Copy out every line in the entries below that includes "React".

[Begin Data supplied]

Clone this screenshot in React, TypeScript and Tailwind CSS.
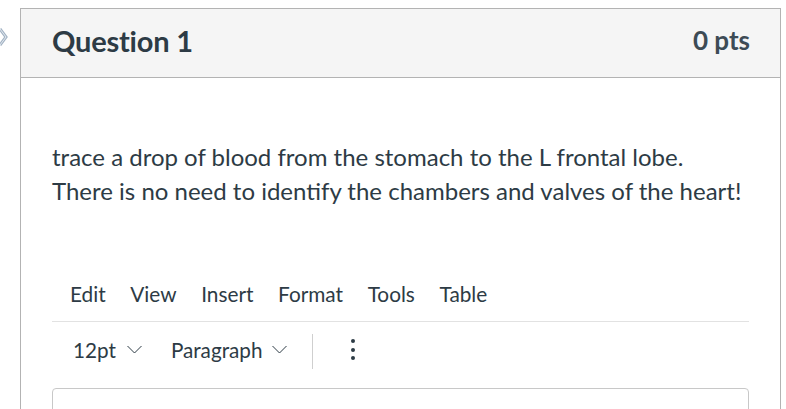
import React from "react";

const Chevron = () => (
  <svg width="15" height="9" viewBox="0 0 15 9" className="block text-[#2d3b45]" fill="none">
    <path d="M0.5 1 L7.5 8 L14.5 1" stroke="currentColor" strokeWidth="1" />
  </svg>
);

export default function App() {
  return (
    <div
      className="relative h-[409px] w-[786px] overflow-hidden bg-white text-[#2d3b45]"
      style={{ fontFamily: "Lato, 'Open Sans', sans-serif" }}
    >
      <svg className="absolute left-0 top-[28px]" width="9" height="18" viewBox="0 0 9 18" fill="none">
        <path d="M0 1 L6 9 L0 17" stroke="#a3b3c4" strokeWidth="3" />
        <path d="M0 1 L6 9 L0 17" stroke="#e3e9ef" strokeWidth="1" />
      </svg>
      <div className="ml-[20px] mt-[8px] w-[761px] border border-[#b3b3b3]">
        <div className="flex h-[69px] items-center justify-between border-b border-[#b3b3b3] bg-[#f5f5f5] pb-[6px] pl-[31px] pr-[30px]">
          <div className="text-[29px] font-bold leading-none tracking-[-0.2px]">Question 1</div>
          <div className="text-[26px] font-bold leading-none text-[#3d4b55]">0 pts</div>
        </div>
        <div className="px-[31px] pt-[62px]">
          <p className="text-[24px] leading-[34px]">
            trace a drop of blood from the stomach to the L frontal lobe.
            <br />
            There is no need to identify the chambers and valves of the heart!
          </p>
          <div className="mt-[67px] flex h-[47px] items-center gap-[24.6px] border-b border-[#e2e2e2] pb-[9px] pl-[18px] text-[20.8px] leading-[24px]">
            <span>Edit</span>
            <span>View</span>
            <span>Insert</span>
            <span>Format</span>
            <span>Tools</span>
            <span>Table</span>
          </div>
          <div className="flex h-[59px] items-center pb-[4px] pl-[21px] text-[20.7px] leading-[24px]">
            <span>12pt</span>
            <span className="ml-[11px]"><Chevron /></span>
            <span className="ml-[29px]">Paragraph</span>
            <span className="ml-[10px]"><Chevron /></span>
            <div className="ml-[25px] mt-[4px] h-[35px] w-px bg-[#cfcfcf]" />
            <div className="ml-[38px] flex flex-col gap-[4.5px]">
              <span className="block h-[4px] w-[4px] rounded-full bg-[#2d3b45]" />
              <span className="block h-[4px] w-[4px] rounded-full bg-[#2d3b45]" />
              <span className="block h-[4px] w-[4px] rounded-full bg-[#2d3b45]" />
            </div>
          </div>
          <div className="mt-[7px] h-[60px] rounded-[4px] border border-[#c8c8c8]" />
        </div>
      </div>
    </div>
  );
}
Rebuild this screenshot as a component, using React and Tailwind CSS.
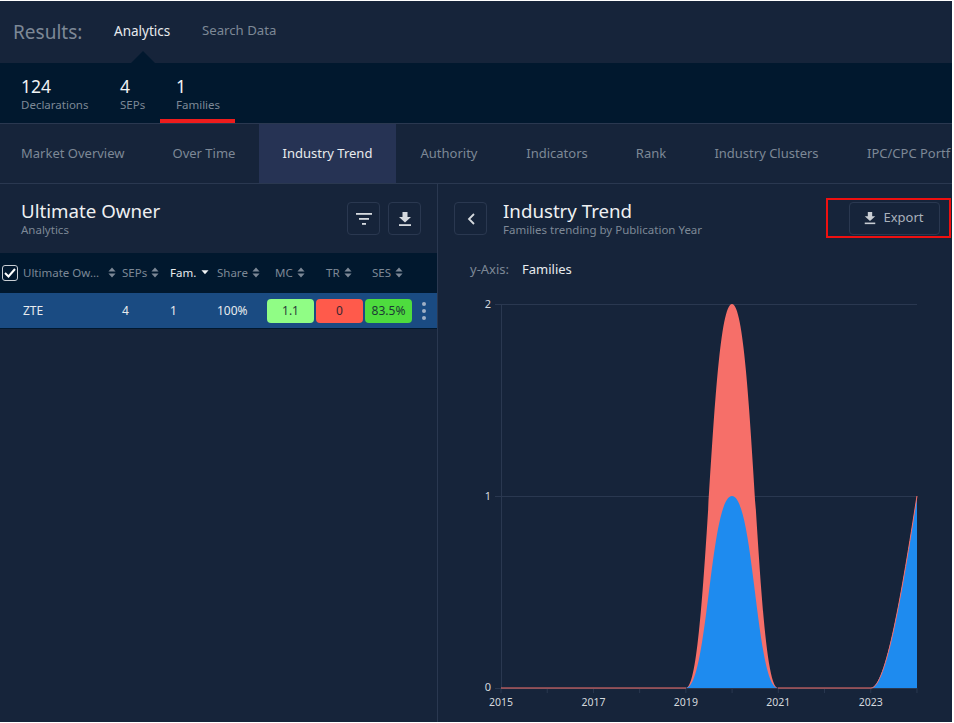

[End Data supplied]

**Solved problem**.
Clone this screenshot in React, TypeScript and Tailwind CSS.
import React from "react";
Rebuild this screenshot as a component, using React and Tailwind CSS.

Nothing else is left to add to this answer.